→ AIM OF THE TASK
Work through the data line by line, gathering every line that has the word "component".

Pages as source code:

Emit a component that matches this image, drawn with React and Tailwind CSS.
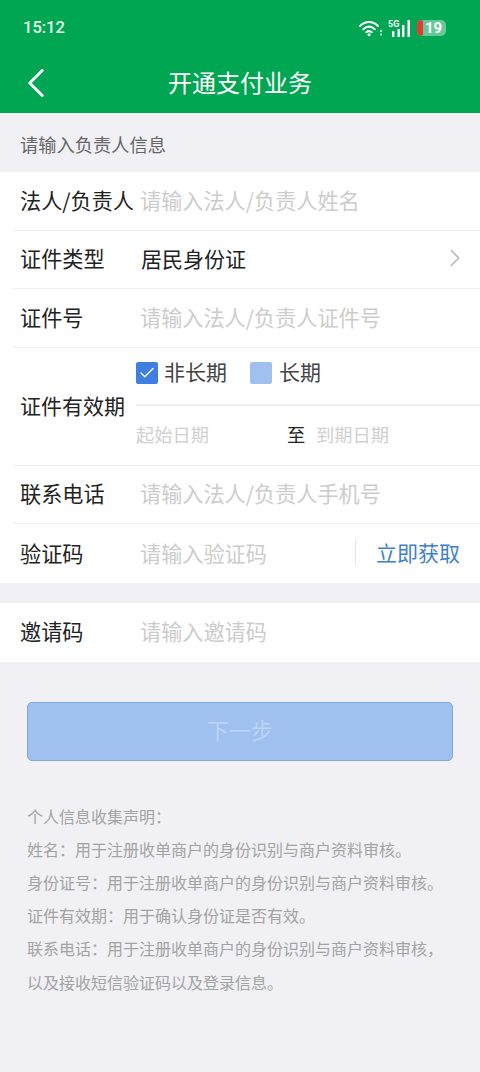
import React from 'react';
import { ChevronRight, ChevronLeft, Check } from 'lucide-react';

const Row = ({ label, placeholder, value, right, last }) => (
  <div className={`h-[58.7px] pb-[3px] flex items-center ml-[13px] ${last ? '' : 'border-b border-[#eeeeee]'}`}>
    <span className="w-[127px] pl-[7px] shrink-0 text-[21.15px] leading-none text-[#222222] whitespace-nowrap">{label}</span>
    {value
      ? <span className="ml-[1px] text-[21px] leading-none text-[#222222]">{value}</span>
      : <span className="text-[21.15px] leading-none text-[#cccccc]">{placeholder}</span>}
    {right}
  </div>
);

const notes = [
  '个人信息收集声明：',
  '姓名：用于注册收单商户的身份识别与商户资料审核。',
  '身份证号：用于注册收单商户的身份识别与商户资料审核。',
  '证件有效期：用于确认身份证是否有效。',
  '联系电话：用于注册收单商户的身份识别与商户资料审核，',
  '以及接收短信验证码以及登录信息。',
];

export default function App() {
  return (
    <div className="w-[480px] h-[1072px] overflow-hidden bg-[#f0f0f5] font-['Noto_Sans_CJK_SC',sans-serif]">
      {/* status bar + title */}
      <div className="h-[113px] bg-[#00a651] text-white">
        <div className="h-[56px] flex items-center justify-between pl-[23px] pr-[34px]">
          <span className="text-[16.5px] font-medium font-['Roboto',sans-serif] text-[#e6f6ec]">15:12</span>
          <div className="flex items-center">
            <svg width="24" height="17" viewBox="0 0 24 17" fill="none" stroke="#fff" strokeWidth="2" strokeLinecap="round">
              <path d="M1 6C6.5 0.8 13.5 0.8 19 6" />
              <path d="M4.2 9.2C8 5.8 12 5.8 15.8 9.2" />
              <path d="M7.2 12.2C9 10.8 11 10.8 12.8 12.2" />
              <circle cx="10" cy="14.8" r="1.5" fill="#fff" stroke="none" />
              <path d="M22 10.5v1M22 14v1" strokeWidth="1.4" />
            </svg>
            <div className="relative ml-[5px] w-[22px] h-[17px]">
              <span className="absolute left-0 -top-[1px] text-[9px] leading-[10px] font-bold font-['Roboto',sans-serif]">5G</span>
              <svg className="absolute inset-0" width="22" height="17" viewBox="0 0 22 17" fill="#fff">
                <rect x="4" y="11" width="2.4" height="6" />
                <rect x="9.5" y="9" width="2.4" height="8" />
                <rect x="14" y="5" width="2.4" height="12" />
                <rect x="19.5" y="0" width="2.4" height="17" />
              </svg>
            </div>
            <div className="ml-[7px] w-[29px] h-[16px] rounded-[5px] bg-[#66c997] overflow-hidden flex items-center">
              <div className="w-[6px] h-full bg-[#e8392e] rounded-[2px]" />
              <span className="ml-[2px] text-[15px] leading-none font-bold font-['Roboto',sans-serif] text-white">19</span>
            </div>
          </div>
        </div>
        <div className="relative h-[57px] pb-[6px] flex items-center justify-center">
          <ChevronLeft className="absolute left-[11px] top-[2px]" size={50} strokeWidth={1.4} color="#fff" />
          <span className="text-[24px] leading-none">开通支付业务</span>
        </div>
      </div>

      <div className="h-[59px] pt-[4px] flex items-center pl-[20px] text-[18.25px] text-[#666666] leading-none">请输入负责人信息</div>

      <div className="bg-white">
        <Row label="法人/负责人" placeholder="请输入法人/负责人姓名" />
        <Row label="证件类型" value="居民身份证" right={<ChevronRight className="ml-auto mr-[10px] text-[#b5b5b5]" size={30} strokeWidth={1.2} />} />
        <Row label="证件号" placeholder="请输入法人/负责人证件号" />
        <div className="h-[117.5px] flex items-center ml-[13px] border-b border-[#eeeeee]">
          <span className="w-[123px] pl-[7px] pb-[1px] shrink-0 text-[21px] leading-none text-[#222222] whitespace-nowrap">证件有效期</span>
          <div className="flex-1">
            <div className="h-[58px] pb-[6px] flex items-center border-b-2 border-[#f0f0f0]">
              <span className="w-[22px] h-[22px] rounded-[2px] bg-[#3f7fe0] flex items-center justify-center">
                <Check size={18} strokeWidth={1.8} color="#fff" />
              </span>
              <span className="ml-[6px] pb-[4px] text-[21px] leading-none text-[#444444]">非长期</span>
              <span className="ml-[23px] w-[22px] h-[22px] rounded-[2px] bg-[#a0c0f0]" />
              <span className="ml-[7px] pb-[4px] text-[21px] leading-none text-[#444444]">长期</span>
            </div>
            <div className="h-[58px] pb-[2px] flex items-center text-[18.25px] leading-none text-[#d0d0d0]">
              <span className="w-[151px]">起始日期</span>
              <span className="w-[29px] text-[#222222]">至</span>
              <span>到期日期</span>
            </div>
          </div>
        </div>
        <Row label="联系电话" placeholder="请输入法人/负责人手机号" />
        <Row
          label="验证码"
          placeholder="请输入验证码"
          last
          right={
            <div className="ml-auto h-[27px] w-[125px] border-l border-[#e5e5e5] flex items-center pl-[20px] text-[21px] leading-none text-[#3f7fd0] whitespace-nowrap">立即获取</div>
          }
        />
      </div>

      <div className="mt-[20px] bg-white">
        <Row label="邀请码" placeholder="请输入邀请码" last />
      </div>

      <div className="mt-[40px] mx-[27px] h-[59px] pb-[4px] rounded-[5px] bg-[#a0c0f0] border border-[#7fa8e3] flex items-center justify-center text-[22px] leading-none text-[#bcd3f5]">下一步</div>

      <div className="mt-[39px] mx-[27px] text-[16px] leading-[33.2px] text-[#a3a3a3] whitespace-nowrap">
        {notes.map((n) => <div key={n}>{n}</div>)}
      </div>
    </div>
  );
}
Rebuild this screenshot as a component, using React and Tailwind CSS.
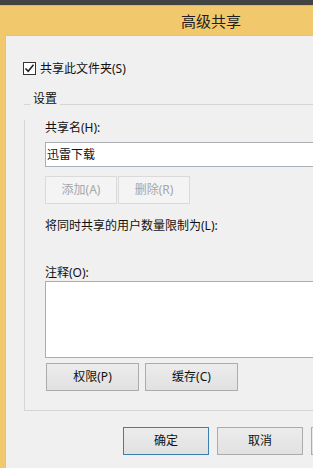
import React from 'react';

const font = { fontFamily: '"Noto Sans", "Noto Sans CJK SC", sans-serif' };

const Button = ({ children, disabled, primary, className = '' }) => (
  <button
    type="button"
    disabled={disabled}
    className={
      'flex items-center justify-center h-[28px] text-[12px] leading-none border ' +
      (disabled
        ? 'bg-[#f4f4f4] border-[#dadada] text-[#a6a6a6] '
        : primary
        ? 'bg-gradient-to-b from-[#ececec] to-[#e1e1e1] border-[#3c7fb1] text-[#111] '
        : 'bg-gradient-to-b from-[#ececec] to-[#e1e1e1] border-[#acacac] text-[#111] ') +
      className
    }
  >
    {children}
  </button>
);

const AdvancedSharing = () => {
  return (
    <div className="w-[313px] h-[468px] overflow-hidden flex flex-col bg-[#f1c86b]" style={font}>
      <div className="h-[5px] bg-[#434343] shrink-0" />
      <div className="h-[30px] shrink-0 flex items-center pl-[181px] pt-[2px] text-[15px] text-[#1e1e1e] border-t border-[#e2b85c]">
        高级共享
      </div>

      <div className="flex-1 ml-[5px] border-l border-t border-[#d8c49a] bg-[#f0f0f0] text-[#111]">
        {/* share checkbox */}
        <div className="mt-[26px] ml-[17px] h-[13px] flex items-center gap-[4px] text-[12px]">
          <span className="w-[13px] h-[13px] border border-[#333] bg-white flex items-center justify-center">
            <svg width="11" height="11" viewBox="0 0 11 11">
              <path d="M1.5 5.5 L4.2 8.3 L9.5 1.8" fill="none" stroke="#222" strokeWidth="1.6" />
            </svg>
          </span>
          <span className="leading-[13px]">共享此文件夹(S)</span>
        </div>

        {/* group box header */}
        <div className="mt-[17px] ml-[18px] h-[13px] flex items-end">
          <div className="w-[6px] h-px bg-[#d5d5d5]" />
          <span className="px-[3px] text-[12px] leading-[14px] mb-[-1px]">设置</span>
          <div className="flex-1 h-px bg-[#d5d5d5]" />
        </div>

        {/* group box body */}
        <div className="ml-[18px] w-[400px] border-l border-b border-[#d5d5d5] pl-[20px] pb-[19px]">
          <div className="mt-[15px] h-[16px] leading-[16px] text-[12px]">共享名(H):</div>
          <div className="mt-[6px] h-[25px] w-[320px] bg-white border border-[#abadb3] border-b-[#a9b1b8] flex items-center pl-[1px] text-[12px]">
            迅雷下载
          </div>

          <div className="mt-[9px] flex gap-px">
            <Button disabled className="w-[72px]">添加(A)</Button>
            <Button disabled className="w-[72px]">删除(R)</Button>
          </div>

          <div className="mt-[14px] h-[16px] leading-[16px] text-[12px]">将同时共享的用户数量限制为(L):</div>

          <div className="mt-[31px] h-[16px] leading-[16px] text-[12px]">注释(O):</div>
          <div className="h-[77px] w-[320px] bg-white border border-[#abadb3]" />

          <div className="mt-[5px] flex gap-[6px] pl-px">
            <Button className="w-[93px]">权限(P)</Button>
            <Button className="w-[93px]">缓存(C)</Button>
          </div>
        </div>

        {/* dialog buttons */}
        <div className="mt-[16px] ml-[117px] flex gap-[8px]">
          <Button primary className="w-[86px] shrink-0">确定</Button>
          <Button className="w-[86px] shrink-0">取消</Button>
          <Button className="w-[86px] shrink-0" />
        </div>
      </div>
    </div>
  );
};

export default function App() {
  return <AdvancedSharing />;
}
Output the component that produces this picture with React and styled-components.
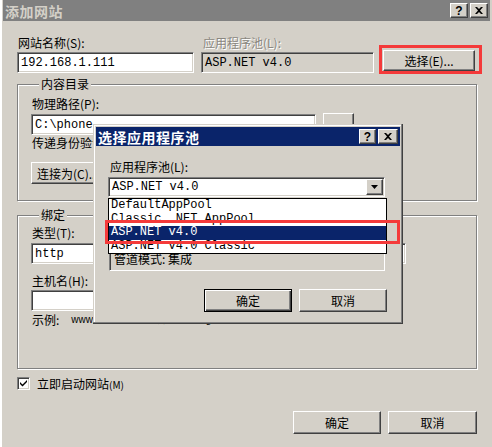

→ FINISHED ANSWER
Emit a component that matches this image, drawn with React and Tailwind CSS.
Rebuild this screenshot as a component, using React and Tailwind CSS.
Output the component that produces this picture with React and styled-components.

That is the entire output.